Even if you forced the action rulebook to run, the “before taking the flaming torch” rule wouldn’t match because the parser didn’t recognize the noun so it doesn’t know that the player is talking about the flaming torch.

I believe TADS has a more complex parser (or an extension that does it? not sure) that then tries to match the noun to all items in the game world so that it can then print a more accurate error message, like “you can’t see the flaming torch here” or something to that effect.

Note that you really don’t want the before rules to run even when the parser decides the noun isn’t accessible: having the thing inside a container in the same room is an edge case, usually it really is somewhere inaccessible like in another room or out of play. You would have to add a condition like “Before taking the flaming torch when the player can see the flaming torch” to almost every single before rule, which would be silly.

Great context. I appreciate the information.

Indeed. The same process I’m doing with Inform, I’m also doing with TADS. It’s been very interesting to compare and contrast how both systems allow mapping from human-intuitive to machine-expressive. This is particularly the case when you consider the alleged (in both cases) “simplicity” of Inform and “complexity” of TADS.

I don’t think anybody claims Inform is a simple system internally. :slight_smile:

I’m not sure “more accurate” is quite it. It seems more like a gameplay/fairness consideration, coding it that way.

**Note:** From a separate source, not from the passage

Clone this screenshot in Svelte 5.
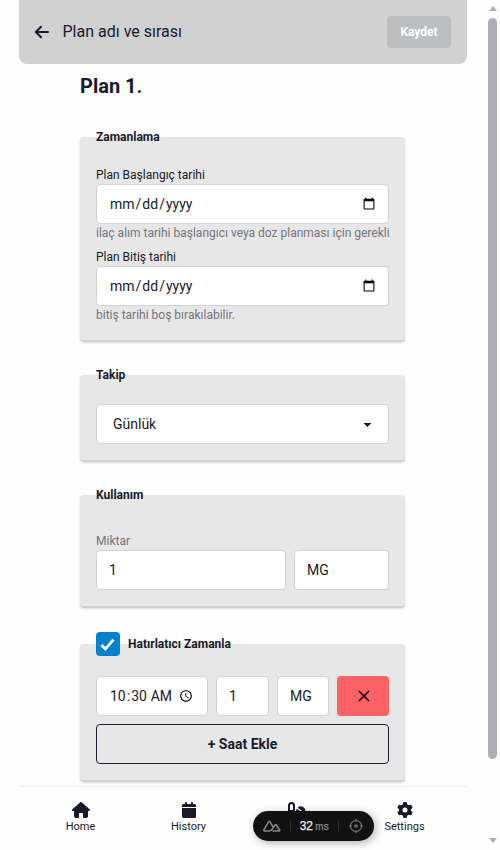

Inform does not distinguish between nonexistent things and things that exist in the model world, but just are not present at the moment; the error message for each is thus the same.

This prevents cases where a naive or careless author might code things with similar names, or with the same synonym, and inadvertently spoil (or confuse) the player via an overenthusiastic parser error message. Say, if the player has forgotten they left their eggs in the kitchen:
[rant=transcript]An egg carton is on the countertop.

n

Living Room

The clock chimes twelve.

get egg
You can’t see the Great Crystal Egg of Cuayahoga anywhere.[/rant]

I’ve seen this happen a lot in Adrift games, for example. It’s amplified there because the parser autocompletes your words using dictionary words from the game.

Even Crowther’s original Adventure printed different messages for nonexistent and nonpresent items.